* MATERIAL PROVIDED
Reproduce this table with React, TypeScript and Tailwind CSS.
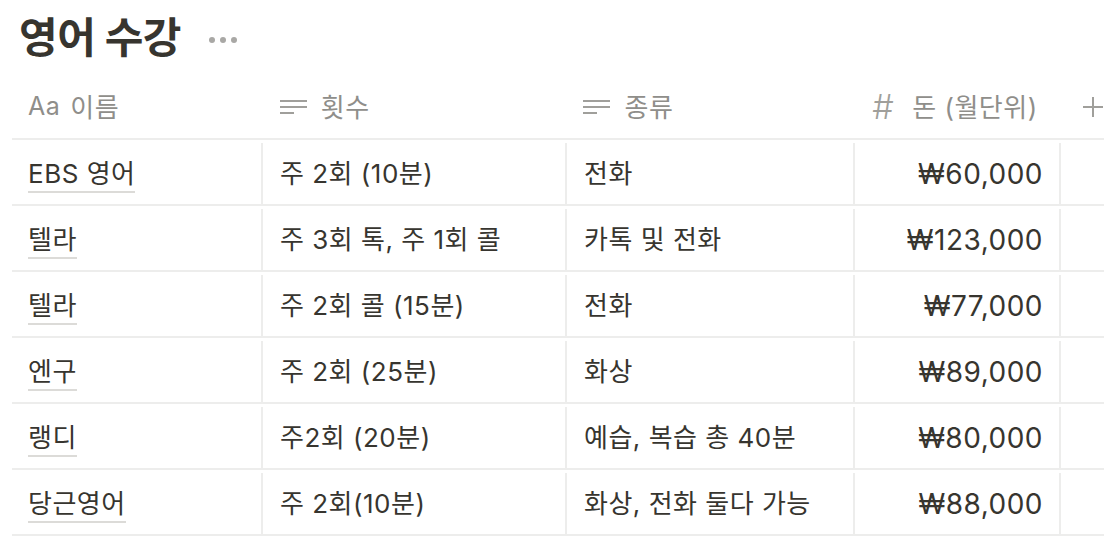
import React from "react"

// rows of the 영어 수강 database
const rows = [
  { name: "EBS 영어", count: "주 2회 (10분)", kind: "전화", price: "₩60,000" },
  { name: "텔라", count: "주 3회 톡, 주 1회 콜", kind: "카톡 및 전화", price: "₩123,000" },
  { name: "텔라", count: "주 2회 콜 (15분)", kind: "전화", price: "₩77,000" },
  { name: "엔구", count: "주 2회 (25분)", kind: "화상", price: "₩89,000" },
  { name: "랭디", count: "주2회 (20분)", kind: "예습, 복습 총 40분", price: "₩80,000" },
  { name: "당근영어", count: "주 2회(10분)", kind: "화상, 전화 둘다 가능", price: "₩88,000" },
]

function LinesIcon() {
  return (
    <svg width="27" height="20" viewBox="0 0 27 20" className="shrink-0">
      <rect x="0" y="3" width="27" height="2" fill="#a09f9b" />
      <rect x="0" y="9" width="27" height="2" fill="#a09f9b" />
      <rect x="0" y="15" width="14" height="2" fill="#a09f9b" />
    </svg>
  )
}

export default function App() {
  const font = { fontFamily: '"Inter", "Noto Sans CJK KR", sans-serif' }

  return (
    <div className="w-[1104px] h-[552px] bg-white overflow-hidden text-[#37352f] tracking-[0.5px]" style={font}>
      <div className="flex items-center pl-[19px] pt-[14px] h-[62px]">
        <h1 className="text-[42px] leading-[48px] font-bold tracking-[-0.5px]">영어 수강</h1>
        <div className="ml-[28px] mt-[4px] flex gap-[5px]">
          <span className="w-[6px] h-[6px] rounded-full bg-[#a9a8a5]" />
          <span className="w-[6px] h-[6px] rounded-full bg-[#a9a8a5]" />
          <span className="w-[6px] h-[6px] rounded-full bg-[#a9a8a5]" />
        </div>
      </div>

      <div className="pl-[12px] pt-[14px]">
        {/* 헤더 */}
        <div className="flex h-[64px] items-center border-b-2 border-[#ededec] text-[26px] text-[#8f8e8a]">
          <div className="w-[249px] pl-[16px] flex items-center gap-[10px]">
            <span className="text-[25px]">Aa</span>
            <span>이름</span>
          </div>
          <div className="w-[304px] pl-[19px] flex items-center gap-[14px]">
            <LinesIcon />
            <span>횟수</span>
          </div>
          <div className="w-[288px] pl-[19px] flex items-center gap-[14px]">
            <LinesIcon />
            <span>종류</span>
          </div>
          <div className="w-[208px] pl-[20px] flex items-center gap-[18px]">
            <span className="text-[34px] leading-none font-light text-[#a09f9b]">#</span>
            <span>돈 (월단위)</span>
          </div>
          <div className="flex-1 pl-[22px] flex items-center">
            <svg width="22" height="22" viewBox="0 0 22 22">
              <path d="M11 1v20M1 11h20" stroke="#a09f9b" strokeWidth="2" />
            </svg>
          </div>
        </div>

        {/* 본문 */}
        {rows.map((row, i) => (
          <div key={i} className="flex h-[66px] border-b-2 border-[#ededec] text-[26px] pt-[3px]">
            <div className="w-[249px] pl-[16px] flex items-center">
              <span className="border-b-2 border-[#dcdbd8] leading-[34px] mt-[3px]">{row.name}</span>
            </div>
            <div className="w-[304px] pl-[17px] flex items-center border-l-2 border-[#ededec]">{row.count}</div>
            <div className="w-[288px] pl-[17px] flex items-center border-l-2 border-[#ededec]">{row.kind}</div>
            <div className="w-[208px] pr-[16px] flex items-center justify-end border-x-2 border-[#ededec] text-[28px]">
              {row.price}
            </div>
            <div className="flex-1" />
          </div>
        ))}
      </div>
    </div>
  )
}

* PROMPT
Repeat the lines of the listing above verbatim, beginning at its first line and ending at the line containing "import React from", which is included. Omit pictures.

* RESULT FOR THIS TASK
Reproduce this table with React, TypeScript and Tailwind CSS.
import React from "react"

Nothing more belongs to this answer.